*SET TASK*
Give every line again exactly as it appears, please, but not the pictures.

*DATA SHOWN*
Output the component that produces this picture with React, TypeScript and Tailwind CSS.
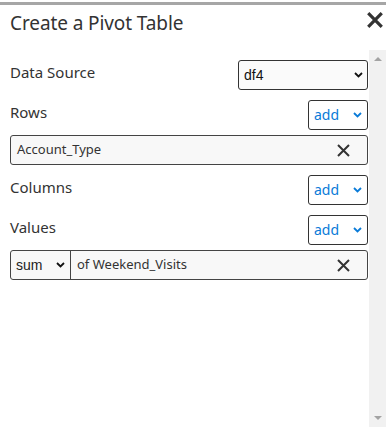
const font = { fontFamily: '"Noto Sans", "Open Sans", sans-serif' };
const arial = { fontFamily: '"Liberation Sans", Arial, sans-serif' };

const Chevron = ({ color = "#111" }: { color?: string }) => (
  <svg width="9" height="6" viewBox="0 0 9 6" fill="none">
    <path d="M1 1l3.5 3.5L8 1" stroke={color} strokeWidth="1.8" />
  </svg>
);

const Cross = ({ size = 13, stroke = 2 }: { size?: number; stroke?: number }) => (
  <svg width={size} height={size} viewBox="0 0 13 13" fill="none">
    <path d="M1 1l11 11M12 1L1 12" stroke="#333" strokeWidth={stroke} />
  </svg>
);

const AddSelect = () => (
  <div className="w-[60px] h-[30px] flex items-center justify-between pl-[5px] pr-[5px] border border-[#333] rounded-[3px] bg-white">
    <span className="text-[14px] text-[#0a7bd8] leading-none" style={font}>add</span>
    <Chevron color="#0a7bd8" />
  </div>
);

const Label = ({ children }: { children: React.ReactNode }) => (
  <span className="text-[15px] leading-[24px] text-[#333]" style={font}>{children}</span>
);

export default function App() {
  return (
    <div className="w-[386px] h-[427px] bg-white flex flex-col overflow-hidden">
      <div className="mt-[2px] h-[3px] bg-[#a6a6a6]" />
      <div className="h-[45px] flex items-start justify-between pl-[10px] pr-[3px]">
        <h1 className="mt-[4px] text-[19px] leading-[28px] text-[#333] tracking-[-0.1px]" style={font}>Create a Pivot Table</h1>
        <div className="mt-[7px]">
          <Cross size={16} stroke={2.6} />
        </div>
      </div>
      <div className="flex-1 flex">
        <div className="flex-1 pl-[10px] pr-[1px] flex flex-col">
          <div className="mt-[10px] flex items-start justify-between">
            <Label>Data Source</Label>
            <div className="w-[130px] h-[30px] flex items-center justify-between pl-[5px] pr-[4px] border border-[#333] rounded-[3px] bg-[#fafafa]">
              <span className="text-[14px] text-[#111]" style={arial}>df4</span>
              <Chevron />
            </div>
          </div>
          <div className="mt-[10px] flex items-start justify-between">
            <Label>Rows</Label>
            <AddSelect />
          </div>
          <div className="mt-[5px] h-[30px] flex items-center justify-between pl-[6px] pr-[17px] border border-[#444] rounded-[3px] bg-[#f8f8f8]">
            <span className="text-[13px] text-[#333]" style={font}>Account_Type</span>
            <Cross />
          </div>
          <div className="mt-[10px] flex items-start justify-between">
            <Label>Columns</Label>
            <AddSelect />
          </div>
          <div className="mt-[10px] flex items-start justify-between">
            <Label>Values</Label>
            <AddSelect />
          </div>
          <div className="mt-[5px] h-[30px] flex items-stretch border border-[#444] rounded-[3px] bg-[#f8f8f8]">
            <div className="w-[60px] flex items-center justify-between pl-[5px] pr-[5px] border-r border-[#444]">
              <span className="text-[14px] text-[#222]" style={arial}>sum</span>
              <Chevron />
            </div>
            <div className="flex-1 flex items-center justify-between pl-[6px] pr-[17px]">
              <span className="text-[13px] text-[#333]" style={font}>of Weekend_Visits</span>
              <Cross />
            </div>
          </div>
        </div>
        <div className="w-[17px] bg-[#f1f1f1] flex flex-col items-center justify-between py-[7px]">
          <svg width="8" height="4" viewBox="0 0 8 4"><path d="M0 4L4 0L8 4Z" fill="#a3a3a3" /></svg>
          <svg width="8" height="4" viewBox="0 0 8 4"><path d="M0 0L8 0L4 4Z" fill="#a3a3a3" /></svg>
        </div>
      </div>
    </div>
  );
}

*COMPLETE ANSWER*
Output the component that produces this picture with React, TypeScript and Tailwind CSS.
const font = { fontFamily: '"Noto Sans", "Open Sans", sans-serif' };
const arial = { fontFamily: '"Liberation Sans", Arial, sans-serif' };

const Chevron = ({ color = "#111" }: { color?: string }) => (
  <svg width="9" height="6" viewBox="0 0 9 6" fill="none">
    <path d="M1 1l3.5 3.5L8 1" stroke={color} strokeWidth="1.8" />
  </svg>
);

const Cross = ({ size = 13, stroke = 2 }: { size?: number; stroke?: number }) => (
  <svg width={size} height={size} viewBox="0 0 13 13" fill="none">
    <path d="M1 1l11 11M12 1L1 12" stroke="#333" strokeWidth={stroke} />
  </svg>
);

const AddSelect = () => (
  <div className="w-[60px] h-[30px] flex items-center justify-between pl-[5px] pr-[5px] border border-[#333] rounded-[3px] bg-white">
    <span className="text-[14px] text-[#0a7bd8] leading-none" style={font}>add</span>
    <Chevron color="#0a7bd8" />
  </div>
);

const Label = ({ children }: { children: React.ReactNode }) => (
  <span className="text-[15px] leading-[24px] text-[#333]" style={font}>{children}</span>
);

export default function App() {
  return (
    <div className="w-[386px] h-[427px] bg-white flex flex-col overflow-hidden">
      <div className="mt-[2px] h-[3px] bg-[#a6a6a6]" />
      <div className="h-[45px] flex items-start justify-between pl-[10px] pr-[3px]">
        <h1 className="mt-[4px] text-[19px] leading-[28px] text-[#333] tracking-[-0.1px]" style={font}>Create a Pivot Table</h1>
        <div className="mt-[7px]">
          <Cross size={16} stroke={2.6} />
        </div>
      </div>
      <div className="flex-1 flex">
        <div className="flex-1 pl-[10px] pr-[1px] flex flex-col">
          <div className="mt-[10px] flex items-start justify-between">
            <Label>Data Source</Label>
            <div className="w-[130px] h-[30px] flex items-center justify-between pl-[5px] pr-[4px] border border-[#333] rounded-[3px] bg-[#fafafa]">
              <span className="text-[14px] text-[#111]" style={arial}>df4</span>
              <Chevron />
            </div>
          </div>
          <div className="mt-[10px] flex items-start justify-between">
            <Label>Rows</Label>
            <AddSelect />
          </div>
          <div className="mt-[5px] h-[30px] flex items-center justify-between pl-[6px] pr-[17px] border border-[#444] rounded-[3px] bg-[#f8f8f8]">
            <span className="text-[13px] text-[#333]" style={font}>Account_Type</span>
            <Cross />
          </div>
          <div className="mt-[10px] flex items-start justify-between">
            <Label>Columns</Label>
            <AddSelect />
          </div>
          <div className="mt-[10px] flex items-start justify-between">
            <Label>Values</Label>
            <AddSelect />
          </div>
          <div className="mt-[5px] h-[30px] flex items-stretch border border-[#444] rounded-[3px] bg-[#f8f8f8]">
            <div className="w-[60px] flex items-center justify-between pl-[5px] pr-[5px] border-r border-[#444]">
              <span className="text-[14px] text-[#222]" style={arial}>sum</span>
              <Chevron />
            </div>
            <div className="flex-1 flex items-center justify-between pl-[6px] pr-[17px]">
              <span className="text-[13px] text-[#333]" style={font}>of Weekend_Visits</span>
              <Cross />
            </div>
          </div>
        </div>
        <div className="w-[17px] bg-[#f1f1f1] flex flex-col items-center justify-between py-[7px]">
          <svg width="8" height="4" viewBox="0 0 8 4"><path d="M0 4L4 0L8 4Z" fill="#a3a3a3" /></svg>
          <svg width="8" height="4" viewBox="0 0 8 4"><path d="M0 0L8 0L4 4Z" fill="#a3a3a3" /></svg>
        </div>
      </div>
    </div>
  );
}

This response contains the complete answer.